「82歳のライフシフター」が抱える希望と恐怖 3世代の実践者が語る「本音」とは
それでも僕はどうしてもやりたかった。何度もしつこく自分の計画を伝えて、説得する日々。しまいに「あんたは言い出したら聞かないからね」とあきらめさせて、大学を辞めたんです。
そうしていよいよアパレル通販を開始したのですが……やっぱり考えが甘かった。3カ月もしないうちに事業は失敗に終わってしまったんです。大企業には勝てません。資金力が違いますから、もっと安くて質が良いし、広告にもおカネをかけている。これは駄目だ、と。
この頃、同時に抱いていたのがWebディレクターという職業への憧れでした。Web制作会社にECサイトを外注したのですが、担当していただいたWebディレクターさんの仕事ぶりがすばらしく、かっこよかったんです。僕もあんな仕事をしてみたいなあと。
しかし「そもそもWebディレクターってなに?」という状態。やるなら一からになるし、いまさら無理だろう。でも、僕は大学を辞めた身です。辞めたからこそ挑戦できるんじゃないか、今やらなければ後悔すると決めました。

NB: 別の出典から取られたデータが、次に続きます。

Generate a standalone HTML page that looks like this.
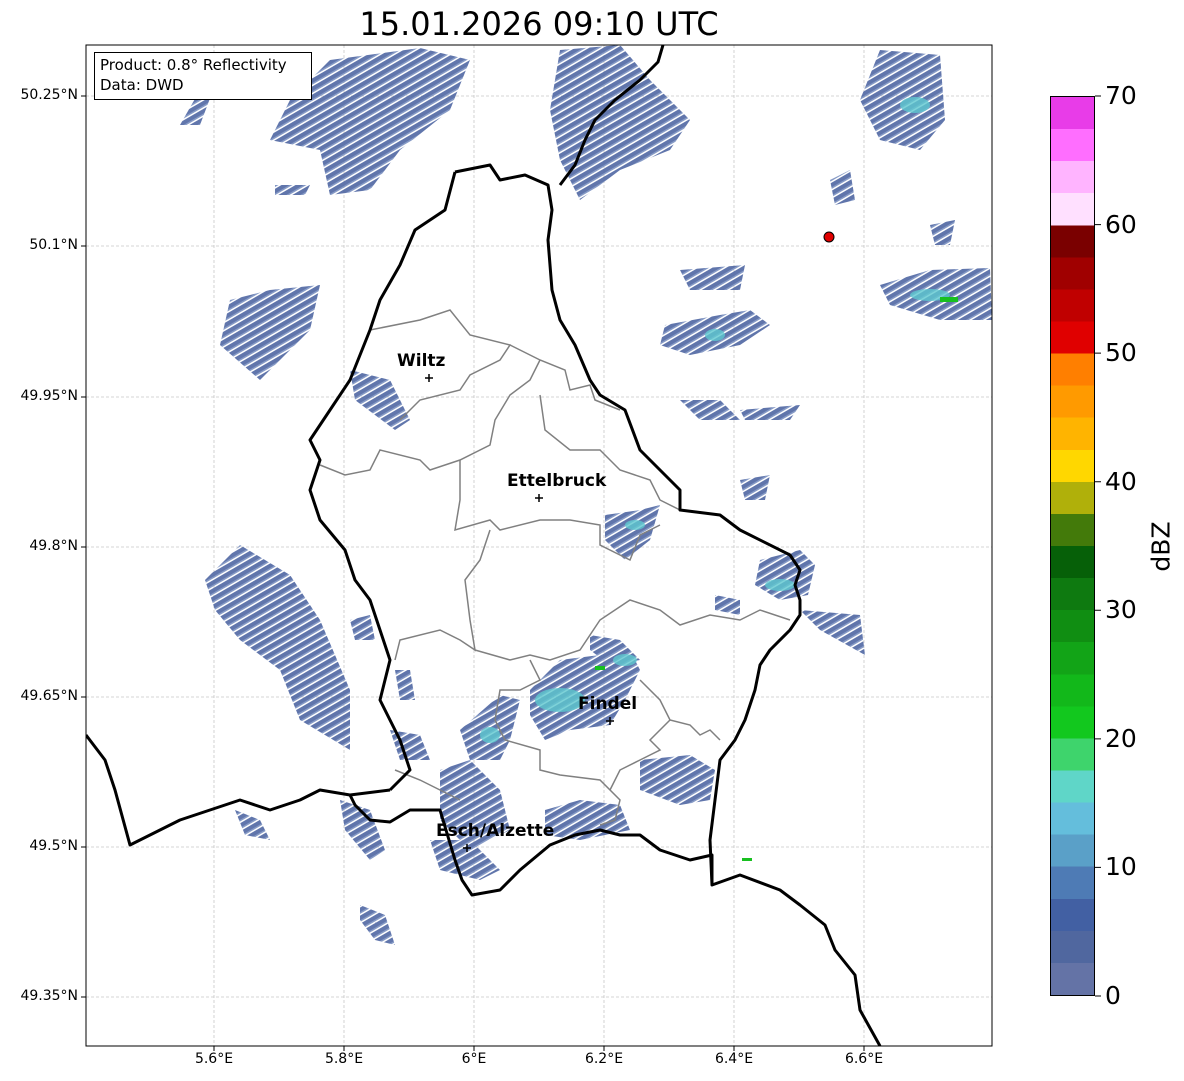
<!DOCTYPE html>
<html><head><meta charset="utf-8"><style>
body{margin:0;width:1184px;height:1081px;background:#fff;position:relative;font-family:"DejaVu Sans","Liberation Sans",sans-serif;overflow:hidden}
.t{position:absolute;white-space:nowrap}
.yl{position:absolute;right:1106px;font-size:14px;color:#000}
.xl{position:absolute;top:1051px;font-size:14px;width:80px;text-align:center}
.cb{position:absolute;left:1105px;font-size:25px}
</style></head><body>
<div class="t" style="left:0;width:1078px;text-align:center;top:5px;font-size:32px">15.01.2026 09:10 UTC</div>

<svg style="position:absolute;left:0;top:0" width="1184" height="1081">
<defs>
<pattern id="st" width="7" height="7" patternUnits="userSpaceOnUse" patternTransform="rotate(60)">
<rect width="7" height="7" fill="#fff" opacity="0"/><rect width="4" height="7" fill="#4f67a3"/><rect x="4" width="1.5" height="7" fill="#7a90c0"/>
</pattern>
<clipPath id="cp"><rect x="86" y="45" width="906" height="1001"/></clipPath>
</defs>
<g clip-path="url(#cp)">
<g stroke="#c8c8c8" stroke-width="0.8" stroke-dasharray="3,2">
<line x1="214" y1="45" x2="214" y2="1046"/><line x1="344" y1="45" x2="344" y2="1046"/><line x1="474" y1="45" x2="474" y2="1046"/><line x1="604" y1="45" x2="604" y2="1046"/><line x1="734" y1="45" x2="734" y2="1046"/><line x1="864" y1="45" x2="864" y2="1046"/>
<line x1="86" y1="96" x2="992" y2="96"/><line x1="86" y1="246" x2="992" y2="246"/><line x1="86" y1="397" x2="992" y2="397"/><line x1="86" y1="547" x2="992" y2="547"/><line x1="86" y1="697" x2="992" y2="697"/><line x1="86" y1="847" x2="992" y2="847"/><line x1="86" y1="997" x2="992" y2="997"/>
</g>
<g fill="url(#st)" opacity="0.9">
<path d="M330 60 L420 48 L470 60 L450 110 L400 150 L370 190 L330 195 L320 150 L270 140 L290 100 Z"/>
<path d="M560 50 L620 45 L650 80 L690 120 L670 150 L620 170 L580 200 L560 160 L550 110 Z"/>
<path d="M880 50 L940 55 L945 120 L920 150 L880 140 L860 100 Z"/>
<path d="M830 180 L850 170 L855 200 L835 205 Z"/>
<path d="M880 285 L930 270 L990 268 L992 320 L940 320 L890 305 Z"/>
<path d="M230 300 L270 290 L320 285 L310 330 L260 380 L220 345 Z"/>
<path d="M665 325 L720 315 L750 310 L770 325 L740 345 L690 355 L660 345 Z"/>
<path d="M680 270 L745 265 L740 290 L690 290 Z"/>
<path d="M930 225 L955 220 L950 245 L935 245 Z"/>
<path d="M350 370 L390 380 L410 420 L395 430 L355 400 Z"/>
<path d="M680 400 L720 400 L740 420 L700 420 Z"/>
<path d="M740 410 L800 405 L790 420 L745 420 Z"/>
<path d="M740 480 L770 475 L765 500 L745 500 Z"/>
<path d="M605 515 L640 510 L660 505 L650 540 L625 560 L605 540 Z"/>
<path d="M760 560 L800 550 L815 565 L808 595 L780 600 L755 585 Z"/>
<path d="M800 610 L860 615 L865 655 L820 630 Z"/>
<path d="M715 595 L740 600 L740 615 L715 610 Z"/>
<path d="M205 580 L240 545 L290 575 L320 620 L350 690 L350 750 L300 720 L280 670 L240 640 L215 610 Z"/>
<path d="M350 620 L370 615 L375 640 L355 640 Z"/>
<path d="M395 670 L410 670 L415 700 L400 700 Z"/>
<path d="M390 730 L420 735 L430 760 L400 760 Z"/>
<path d="M530 690 L560 660 L600 655 L630 650 L640 670 L625 700 L610 725 L570 730 L545 740 L530 715 Z"/>
<path d="M590 635 L620 640 L640 660 L610 665 L590 650 Z"/>
<path d="M460 730 L500 695 L520 700 L510 740 L500 760 L470 760 Z"/>
<path d="M440 770 L470 760 L500 790 L510 830 L470 850 L440 820 Z"/>
<path d="M430 840 L470 840 L500 870 L480 880 L440 870 Z"/>
<path d="M545 810 L580 800 L620 805 L630 830 L580 840 L545 835 Z"/>
<path d="M640 760 L690 755 L715 770 L710 800 L680 805 L640 790 Z"/>
<path d="M340 800 L370 810 L385 850 L370 860 L345 830 Z"/>
<path d="M235 810 L260 820 L270 840 L245 835 Z"/>
<path d="M360 905 L385 915 L395 945 L375 940 L360 920 Z"/>
<path d="M200 90 L215 85 L200 125 L180 125 Z"/>
<path d="M275 185 L310 185 L305 195 L275 195 Z"/>
</g>
<g fill="#5ec8cf" opacity="0.8">
<ellipse cx="915" cy="105" rx="15" ry="8"/><ellipse cx="930" cy="295" rx="20" ry="6"/><ellipse cx="560" cy="700" rx="25" ry="12"/><ellipse cx="625" cy="660" rx="12" ry="6"/><ellipse cx="780" cy="585" rx="15" ry="6"/><ellipse cx="635" cy="525" rx="10" ry="5"/><ellipse cx="715" cy="335" rx="10" ry="6"/><ellipse cx="490" cy="735" rx="10" ry="8"/>
</g>
<g fill="#18c020"><rect x="940" y="297" width="18" height="5"/><rect x="742" y="858" width="10" height="3"/><rect x="595" y="666" width="10" height="4"/></g>
<g fill="none" stroke="#808080" stroke-width="1.5">
<path d="M370 330 L420 320 L450 310 L470 335 L510 345 L500 360 L470 375 L460 390 L420 400 L400 420"/>
<path d="M510 345 L540 360 L565 370 L570 390 L590 385 L595 400 L620 410"/>
<path d="M540 360 L530 380 L510 395 L495 420 L490 445 L460 460 L430 470 L420 460 L380 450 L370 470 L345 475 L320 465"/>
<path d="M540 395 L545 430 L570 450 L600 450 L620 470 L650 480 L660 500 L680 510"/>
<path d="M460 460 L460 500 L455 530 L490 520 L500 530 L540 520 L570 520 L600 525 L600 545 L630 560 L640 535 L660 525"/>
<path d="M490 530 L480 560 L465 580 L470 620 L475 650 L460 640 L440 630 L400 640 L395 660"/>
<path d="M475 650 L510 660 L530 655 L550 660 L580 650 L600 620 L630 600 L660 610 L680 625 L710 615 L740 620 L760 610 L790 620"/>
<path d="M530 660 L540 680 L520 690 L500 690 L495 720 L505 740 L540 750 L540 770 L560 775 L600 780 L620 800 L615 820 L600 825"/>
<path d="M640 680 L660 700 L670 720 L690 725 L700 735 L710 730 L720 740"/>
<path d="M670 720 L650 740 L660 750 L640 760 L620 770 L610 790"/>
<path d="M395 770 L420 780 L440 790 L460 800"/>
</g>
<g fill="none" stroke="#000" stroke-width="3" stroke-linejoin="round">
<path d="M455 172 L490 165 L500 180 L525 175 L548 185 L552 210 L548 240 L552 290 L560 320 L575 345 L590 380 L600 395 L625 410 L640 450 L660 470 L680 490 L680 510 L720 515 L740 530 L790 555 L800 570 L795 585 L800 600 L800 615 L790 630 L770 650 L760 665 L755 690 L745 720 L735 740 L720 760 L715 800 L710 840 L712 885"/>
<path d="M455 172 L445 210 L415 230 L400 265 L380 300 L370 330 L350 380 L330 410 L310 440 L320 460 L310 490 L320 520 L345 550 L355 580 L370 600 L390 660 L380 700 L400 740 L410 770 L390 790"/>
<path d="M86 735 L105 760 L115 790 L130 845 L150 835 L180 820 L240 800 L270 810 L300 800 L320 790 L350 795 L390 790"/>
<path d="M350 795 L355 805 L370 820 L390 822 L410 810 L440 810 L455 860 L462 880 L472 895 L500 890 L520 870 L550 845 L575 835 L600 830 L620 835 L640 835 L660 850 L690 860 L712 855 L712 885 L740 875 L780 890 L800 905 L825 925 L835 950 L855 975 L860 1010 L880 1046"/>
<path d="M560 185 L575 165 L585 140 L595 120 L615 100 L640 80 L658 62 L663 45"/>
</g>
</g>
<rect x="86" y="45" width="906" height="1001" fill="none" stroke="#000" stroke-width="1"/>
<circle cx="829" cy="237" r="5" fill="#e00000" stroke="#000" stroke-width="1"/>
<g stroke="#000" stroke-width="1.5">
<path d="M425 378 h8 M429 374 v8"/><path d="M535 498 h8 M539 494 v8"/><path d="M606 721 h8 M610 717 v8"/><path d="M463 848 h8 M467 844 v8"/>
</g>
<g stroke="#000"><path d="M214 1046 v5 M344 1046 v5 M474 1046 v5 M604 1046 v5 M734 1046 v5 M864 1046 v5 M86 96 h-5 M86 246 h-5 M86 397 h-5 M86 547 h-5 M86 697 h-5 M86 847 h-5 M86 997 h-5"/></g>
</svg>

<div class="t" style="left:94px;top:52px;width:218px;height:48px;border:1px solid #000;background:#fff;font-size:15px;line-height:20px;padding:2px 0 0 5px;box-sizing:border-box">Product: 0.8° Reflectivity<br>Data: DWD</div>

<div class="t" style="left:397px;top:351px;font-size:17px;font-weight:bold">Wiltz</div>
<div class="t" style="left:507px;top:471px;font-size:17px;font-weight:bold">Ettelbruck</div>
<div class="t" style="left:578px;top:694px;font-size:17px;font-weight:bold">Findel</div>
<div class="t" style="left:436px;top:821px;font-size:17px;font-weight:bold">Esch/Alzette</div>

<div class="yl" style="top:87px">50.25°N</div>
<div class="yl" style="top:237px">50.1°N</div>
<div class="yl" style="top:388px">49.95°N</div>
<div class="yl" style="top:538px">49.8°N</div>
<div class="yl" style="top:688px">49.65°N</div>
<div class="yl" style="top:838px">49.5°N</div>
<div class="yl" style="top:988px">49.35°N</div>

<div class="xl" style="left:174px">5.6°E</div>
<div class="xl" style="left:304px">5.8°E</div>
<div class="xl" style="left:434px">6°E</div>
<div class="xl" style="left:564px">6.2°E</div>
<div class="xl" style="left:694px">6.4°E</div>
<div class="xl" style="left:824px">6.6°E</div>

<div style="position:absolute;left:1050px;top:96px;width:45px;height:900px;border:1px solid #000;box-sizing:border-box;background:linear-gradient(to top,
#6473a6 0 3.571%,#50679f 0 7.143%,#4260a3 0 10.714%,#4e7bb5 0 14.286%,#5aa0c8 0 17.857%,#64bedc 0 21.429%,#5fd6c8 0 25%,#3ed46c 0 28.571%,#12c81e 0 32.143%,#12b81a 0 35.714%,#12a417 0 39.286%,#108e12 0 42.857%,#0e7a10 0 46.429%,#066008 0 50%,#437a0a 0 53.571%,#b0b00a 0 57.143%,#ffd700 0 60.714%,#ffb400 0 64.286%,#ff9a00 0 67.857%,#ff7f00 0 71.429%,#e00000 0 75%,#c00000 0 78.571%,#a00000 0 82.143%,#7a0000 0 85.714%,#ffe0ff 0 89.286%,#ffb4ff 0 92.857%,#ff6eff 0 96.429%,#e83ce8 0 100%)"></div>
<svg style="position:absolute;left:1095px;top:90px" width="10" height="912"><g stroke="#000"><path d="M0 6h6M0 134.6h6M0 263.1h6M0 391.7h6M0 520.3h6M0 648.9h6M0 777.4h6M0 906h6"/></g></svg>
<div class="cb" style="top:81px">70</div>
<div class="cb" style="top:210px">60</div>
<div class="cb" style="top:338px">50</div>
<div class="cb" style="top:467px">40</div>
<div class="cb" style="top:595px">30</div>
<div class="cb" style="top:724px">20</div>
<div class="cb" style="top:852px">10</div>
<div class="cb" style="top:981px">0</div>
<div class="t" style="left:1136px;top:532px;font-size:25px;transform:rotate(-90deg);transform-origin:center">dBZ</div>
</body></html>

猛烈に勉強して、2014年からは「Lancers」のクラウドソーシングサービスを利用して、Webディレクターとして仕事を開始しました。おかげさまで実績が積み重なり、現在に至ります。
僕は100年人生のなかで、興味を持ったビジネスには何歳になっても挑戦したいと思っています。やらない後悔は絶対にしたくない。一方で、いずれは結婚もしたいなと考えてもいます。ただ、僕のような挑戦、挑戦の人間は、結婚できるのかな……。とにかく、今はいろんな経験を得たいですね。
40代のライフシフトは「挑戦+成長」がカギ
石水修司氏(以下、石水):私は今年で48歳になります。出身地の愛媛県でフリーランスのCGクリエーターをやっています。1992年に大学を卒業して大手食品会社に就職、23年間研究員として働きました。商品管理、システム開発、マーケティング、販促映像制作といろんな仕事をしましたが、ずっと「このままでいいのだろうか」という疑問を感じていました。
世間では「40代はハズレを引いた世代」なんて言われます。バブル世代の50~60代は、働けば給料が上がり、ボーナスも出て、それなりの役職についていい生活ができた。でも40代は、そんな上の世代が詰まっていて役職もさして上がらず、不況にも見舞われて給料も上がらない。30代は、そんな姿を見て「このままではいかん」とスキルを磨いてシフトしていく。